If I have the value of $\sqrt{1.3}$ could it be possible to find other square roots from that value? using the manipulation of surds?

Question

If I have the value of $\sqrt{1.3}$ could it be possible to find other square roots from that value? using the manipulation of surds?

Answer 1

You may write $$ \sqrt{1.3}=\sqrt{\frac{1.3\times 10}{10}}=\frac{\sqrt{13}}{\sqrt{10}}=\frac{\sqrt{10}}{\sqrt{10}}\frac{\sqrt{13}}{\sqrt{10}}=\frac{\sqrt{130}}{10}. $$

Answer 2

You can use the knowledge of $\sqrt{1.3}$ to calculate $\sqrt{x}$ only if $x = 1.3*y$, where $y$ is some other number whose square root you already know.

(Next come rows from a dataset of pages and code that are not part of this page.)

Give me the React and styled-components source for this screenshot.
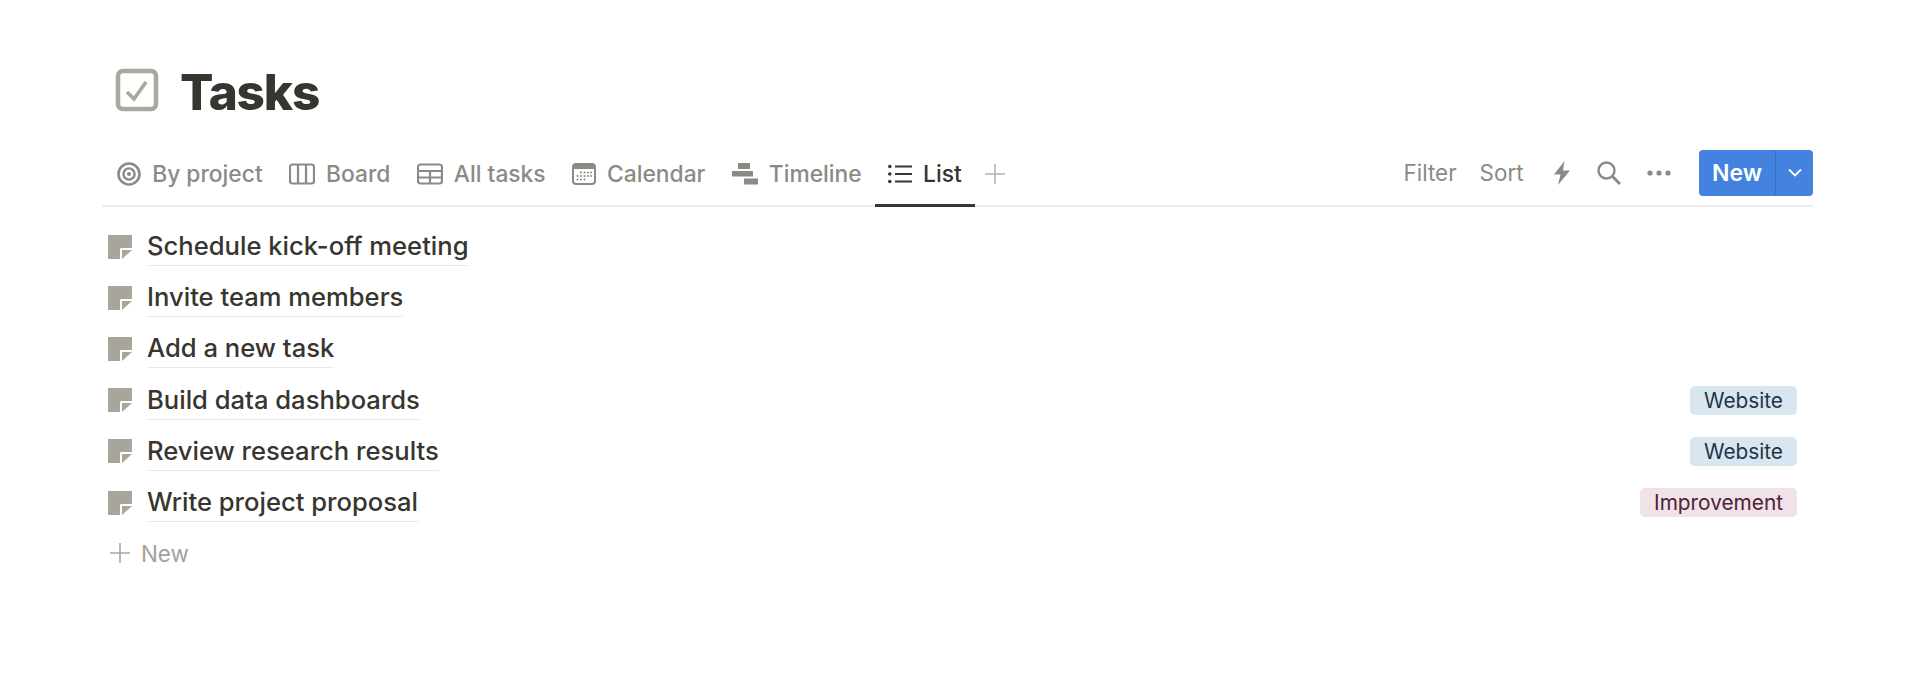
import styled, { createGlobalStyle } from "styled-components";

const GlobalStyle = createGlobalStyle`
  html, body {
    margin: 0;
    background: #fff;
    font-family: Inter, "Liberation Sans", sans-serif;
  }
`;

const tabs = [
  { label: "By project", icon: "target" },
  { label: "Board", icon: "board" },
  { label: "All tasks", icon: "table" },
  { label: "Calendar", icon: "calendar" },
  { label: "Timeline", icon: "timeline" },
  { label: "List", icon: "list", active: true },
];

const rows = [
  { title: "Schedule kick-off meeting" },
  { title: "Invite team members" },
  { title: "Add a new task" },
  { title: "Build data dashboards", tag: "Website", tone: "blue" },
  { title: "Review research results", tag: "Website", tone: "blue" },
  { title: "Write project proposal", tag: "Improvement", tone: "pink" },
];

const TabIcon = ({ name }) => {
  if (name === "target") {
    return (
      <svg width="24" height="24" viewBox="0 0 24 24" fill="none" stroke="currentColor">
        <circle cx="12" cy="12" r="10.5" strokeWidth="2.6" />
        <circle cx="12" cy="12" r="5.6" strokeWidth="2.4" />
        <circle cx="12" cy="12" r="2" fill="currentColor" stroke="none" />
      </svg>
    );
  }
  if (name === "board") {
    return (
      <svg width="26" height="22" viewBox="0 0 26 22" fill="none" stroke="currentColor" strokeWidth="2.2">
        <rect x="1" y="1.5" width="24" height="19" rx="2.5" />
        <path d="M9 1.5v19M17 1.5v19" />
      </svg>
    );
  }
  if (name === "table") {
    return (
      <svg width="26" height="22" viewBox="0 0 26 22" fill="none" stroke="currentColor" strokeWidth="2.2">
        <rect x="1" y="1.5" width="24" height="19" rx="2.5" />
        <path d="M1 8h24M1 14.5h24M13 8v12.5" />
      </svg>
    );
  }
  if (name === "calendar") {
    return (
      <svg width="24" height="22" viewBox="0 0 24 22">
        <rect x="1" y="1" width="22" height="20" rx="3" fill="none" stroke="currentColor" strokeWidth="2" />
        <path d="M1 6V4a3 3 0 0 1 3-3h16a3 3 0 0 1 3 3v2z" fill="currentColor" />
        <g fill="currentColor">
          <circle cx="9" cy="9.5" r="1" /><circle cx="12.5" cy="9.5" r="1" /><circle cx="16" cy="9.5" r="1" /><circle cx="19" cy="9.5" r="1" />
          <circle cx="5.5" cy="13" r="1" /><circle cx="9" cy="13" r="1" /><circle cx="12.5" cy="13" r="1" /><circle cx="16" cy="13" r="1" /><circle cx="19" cy="13" r="1" />
          <circle cx="5.5" cy="16.5" r="1" /><circle cx="9" cy="16.5" r="1" /><circle cx="12.5" cy="16.5" r="1" />
        </g>
      </svg>
    );
  }
  if (name === "timeline") {
    return (
      <svg width="26" height="22" viewBox="0 0 26 22" fill="currentColor">
        <rect x="6" y="0" width="12" height="6" rx="0.5" />
        <rect x="0" y="8" width="21" height="5.5" rx="0.5" />
        <rect x="12" y="15.5" width="14" height="6" rx="0.5" />
      </svg>
    );
  }
  return (
    <svg width="24" height="20" viewBox="0 0 24 20" fill="currentColor">
      <circle cx="1.8" cy="2.5" r="1.8" />
      <circle cx="1.8" cy="10" r="1.8" />
      <circle cx="1.8" cy="17.5" r="1.8" />
      <rect x="7" y="1.5" width="17" height="2" />
      <rect x="7" y="9" width="17" height="2" />
      <rect x="7" y="16.5" width="17" height="2" />
    </svg>
  );
};

const NoteIcon = () => (
  <svg width="24" height="24" viewBox="0 0 24 24">
    <path d="M0 0h24v13H13a1 1 0 0 0-1 1v10H0z" fill="#a8a59b" />
    <path d="M14 15h10L14 24z" fill="#a8a59b" />
  </svg>
);

const Plus = ({ size, color }) => (
  <svg width={size} height={size} viewBox="0 0 20 20" stroke={color} strokeWidth="1.6">
    <path d="M10 0v20M0 10h20" />
  </svg>
);

export default function App() {
  return (
    <Page>
      <GlobalStyle />
      <Header>
        <svg width="44" height="44" viewBox="0 0 44 44" fill="none">
          <rect x="3" y="3" width="38" height="38" rx="5" stroke="#aaa79e" strokeWidth="4.5" />
          <path d="M12 24l7 7 12-17" stroke="#aaa79e" strokeWidth="3.6" />
        </svg>
        <Title>Tasks</Title>
      </Header>

      <Toolbar>
        <TabList>
          {tabs.map((tab) => (
            <Tab key={tab.label} $active={tab.active}>
              <TabIcon name={tab.icon} />
              {tab.label}
            </Tab>
          ))}
          <AddView>
            <Plus size={20} color="#b4b3af" />
          </AddView>
        </TabList>

        <Actions>
          <TextActions>
            <ActionText>Filter</ActionText>
            <ActionText>Sort</ActionText>
          </TextActions>
          <BoltIcon width="18" height="24" viewBox="0 0 18 24" fill="#8b8a85">
            <path d="M11.5 0 1 13.5h6.5L5 24l12-14.5h-7z" />
          </BoltIcon>
          <SearchIcon width="24" height="24" viewBox="0 0 24 24" fill="none" stroke="#8b8a85">
            <circle cx="9.5" cy="9.5" r="8" strokeWidth="2.4" />
            <path d="M15.5 15.5 23 23" strokeWidth="3" />
          </SearchIcon>
          <svg width="24" height="6" viewBox="0 0 24 6" fill="#8b8a85">
            <circle cx="3" cy="3" r="2.6" />
            <circle cx="12" cy="3" r="2.6" />
            <circle cx="21" cy="3" r="2.6" />
          </svg>
          <NewButton>
            <NewLabel>New</NewLabel>
            <NewCaret>
              <svg width="14" height="9" viewBox="0 0 14 9" fill="none" stroke="#fff" strokeWidth="1.8">
                <path d="M1 1.5 7 7.5l6-6" />
              </svg>
            </NewCaret>
          </NewButton>
        </Actions>
      </Toolbar>

      <List>
        {rows.map((row) => (
          <Row key={row.title}>
            <NoteIcon />
            <RowTitle>{row.title}</RowTitle>
            {row.tag && <Tag $tone={row.tone}>{row.tag}</Tag>}
          </Row>
        ))}
        <NewRow>
          <Plus size={20} color="#a9a8a4" />
          New
        </NewRow>
      </List>
    </Page>
  );
}

const Page = styled.div`
  height: 679px;
  padding: 68px 107px 0 102px;
  box-sizing: border-box;
  overflow: hidden;
`;

const Header = styled.header`
  display: flex;
  align-items: center;
  gap: 21px;
  height: 44px;
  padding-left: 13px;
`;

const Title = styled.h1`
  margin: 0;
  padding-top: 3px;
  font-size: 49.5px;
  line-height: 44px;
  font-weight: 800;
  letter-spacing: -1.2px;
  color: #37352f;
`;

const Toolbar = styled.div`
  display: flex;
  justify-content: space-between;
  align-items: stretch;
  height: 56px;
  margin-top: 37px;
  border-bottom: 2px solid #ededec;
`;

const TabList = styled.div`
  display: flex;
  align-items: stretch;
  padding-left: 2px;
`;

const Tab = styled.div`
  display: flex;
  align-items: center;
  gap: 11px;
  padding: 0 13.2px 6px;
  margin-bottom: -2px;
  font-size: 22.8px;
  font-weight: 500;
  color: ${(p) => (p.$active ? "#37352f" : "#8b8a85")};
  border-bottom: ${(p) => (p.$active ? "3px solid #37352f" : "3px solid transparent")};
`;

const AddView = styled.div`
  display: flex;
  align-items: center;
  padding: 0 0 6px 10px;
`;

const Actions = styled.div`
  display: flex;
  align-items: center;
  gap: 27px;
  padding-bottom: 9px;
`;

const TextActions = styled.div`
  display: flex;
  gap: 23px;
`;

const BoltIcon = styled.svg`
  margin: 0 -0.5px 0 2px;
`;

const SearchIcon = styled.svg`
  margin-right: -1px;
`;

const ActionText = styled.span`
  font-size: 22.4px;
  color: #8b8a85;
`;

const NewButton = styled.div`
  display: flex;
  height: 46px;
  margin-left: 1px;
  background: #4382de;
  border-radius: 4px;
  color: #fff;
`;

const NewLabel = styled.span`
  display: flex;
  align-items: center;
  justify-content: center;
  width: 76px;
  font-size: 23px;
  font-weight: 600;
  border-right: 1px solid #3a72c4;
`;

const NewCaret = styled.span`
  display: flex;
  align-items: center;
  justify-content: center;
  width: 37px;
`;

const List = styled.div`
  display: flex;
  flex-direction: column;
  padding-top: 14px;
`;

const Row = styled.div`
  display: flex;
  align-items: center;
  height: 51.2px;
  padding: 0 16px 0 6px;
  gap: 15px;
`;

const RowTitle = styled.span`
  font-size: 25.6px;
  font-weight: 500;
  line-height: 38px;
  color: #37352f;
  border-bottom: 1.5px solid #e9e9e7;
  margin-right: auto;
`;

const Tag = styled.span`
  display: flex;
  align-items: center;
  height: 29px;
  padding: 0 14px;
  border-radius: 5px;
  font-size: 20.8px;
  background: ${(p) => (p.$tone === "pink" ? "#f1e1e8" : "#d8e6ef")};
  color: ${(p) => (p.$tone === "pink" ? "#4c2337" : "#1f3448")};
`;

const NewRow = styled.div`
  display: flex;
  align-items: center;
  gap: 11px;
  height: 50px;
  padding-left: 8px;
  font-size: 22.4px;
  color: #a3a29e;
`;
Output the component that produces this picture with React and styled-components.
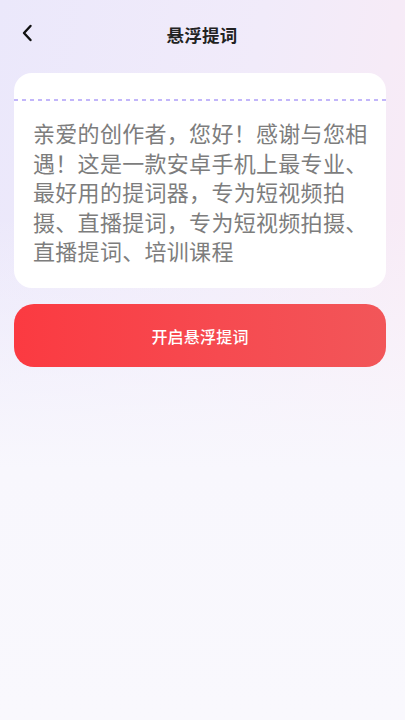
import React from "react";
import styled, { createGlobalStyle } from "styled-components";

const GlobalStyle = createGlobalStyle`
  html, body {
    margin: 0;
    padding: 0;
  }
  body {
    font-family: "Noto Sans CJK SC", "Noto Sans", sans-serif;
  }
`;

const Page = styled.div`
  width: 405px;
  height: 720px;
  overflow: hidden;
  box-sizing: border-box;
  padding: 0 19px 0 14px;
  background:
    linear-gradient(180deg, rgba(247, 246, 253, 0) 0%, rgba(247, 246, 253, 0) 30%, #f8f7fd 65%, #f9f8fd 100%),
    linear-gradient(100deg, #ebe8fb 0%, #f1ebfa 50%, #fbebf4 100%);
`;

const Header = styled.div`
  height: 68px;
  display: flex;
  align-items: center;
  justify-content: center;
  position: relative;
`;

const Back = styled.button`
  position: absolute;
  left: 3px;
  top: 23px;
  width: 20px;
  height: 20px;
  padding: 0;
  border: none;
  background: none;
  display: flex;
  align-items: center;
  justify-content: center;
`;

const Title = styled.h1`
  margin: 0;
  font-size: 17.5px;
  font-weight: 700;
  color: #222;
  letter-spacing: 0.3px;
  transform: translateX(2px);
`;

const Card = styled.div`
  margin-top: 5px;
  background: #fff;
  border-radius: 18px;
  height: 215px;
  box-sizing: border-box;
  padding-top: 26px;
`;

const Dashed = styled.div`
  height: 2px;
  background-image: linear-gradient(90deg, #c2b6fa 50%, transparent 50%);
  background-size: 8px 2px;
  background-repeat: repeat-x;
`;

const Script = styled.p`
  margin: 0;
  padding: 17px 18px 0 19px;
  font-size: 22px;
  line-height: 29.5px;
  color: #7d7d7d;
  letter-spacing: 0.3px;
`;

const StartButton = styled.button`
  margin-top: 16px;
  width: 100%;
  height: 63px;
  border: none;
  border-radius: 20px;
  background: linear-gradient(90deg, #fb3a41 0%, #f64a50 55%, #f25659 100%);
  color: #fff;
  font-family: inherit;
  font-size: 16px;
  font-weight: 500;
  letter-spacing: 0.2px;
`;

export default function App() {
  return (
    <>
      <GlobalStyle />
      <Page>
        <Header>
          <Back aria-label="back">
            <svg width="12" height="18" viewBox="0 0 12 18">
              <path d="M9.5 2 L3 9 L9.5 16" fill="none" stroke="#111" strokeWidth="2.4" strokeLinecap="round" strokeLinejoin="round" />
            </svg>
          </Back>
          <Title>悬浮提词</Title>
        </Header>
        <Card>
          <Dashed />
          <Script>
            亲爱的创作者，您好！感谢与您相遇！这是一款安卓手机上最专业、最好用的提词器，专为短视频拍摄、直播提词，专为短视频拍摄、直播提词、培训课程
          </Script>
        </Card>
        <StartButton>开启悬浮提词</StartButton>
      </Page>
    </>
  );
}
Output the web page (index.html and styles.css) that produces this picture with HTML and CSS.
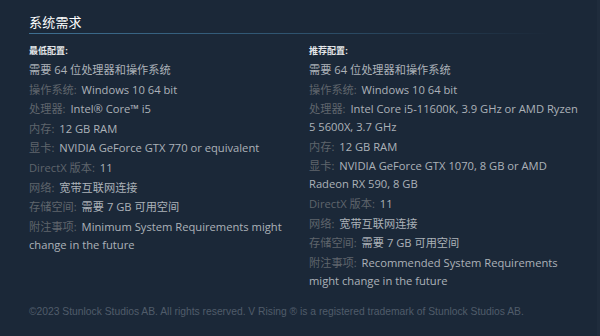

So $\sqrt{5.2}$ is easy, because it's just $\sqrt4*\sqrt{1.3}$, which you can calculate, assuming that you know that $\sqrt{4}=2.$

To calculate $\sqrt{2.6}$, you could argue that this is just $\sqrt2 *\sqrt{1.3}$, but that doesn't help unless you already know $\sqrt2$.

Answer 3

Let $r$ be any rational number. Then $r\sqrt {1.3}=\sqrt {1.3r^2}$, so you can find lots of other square roots, including the square roots of some integers if $r$ is an integer multiple of $10$.

It is also possible to prove that these are all the additional square roots of rational numbers which you can get in this way, even if you are able to add rationals to get numbers of the form $a+b\sqrt {1.3}$. Indeed suppose $r=(a+b\sqrt{1.3})^2=(a^2+1.3b^2)+2ab\sqrt {1.3}$. If $r$ is a rational number, then $\sqrt {1.3}$ is rational (which we know is not true) unless $ab=0$ - i.e. we must have $a=0$ or $b=0$.

Also note that every non-zero number of the form $a+b\sqrt {1.3}$ has a multiplicative inverse of the same form, because $$(a+b\sqrt{1.3})\cdot \frac {a-b\sqrt {1.3}}{a^2-1.3b^2}=1$$

These observations are also true in more general cases, and help to give a wider perspective on your particular question.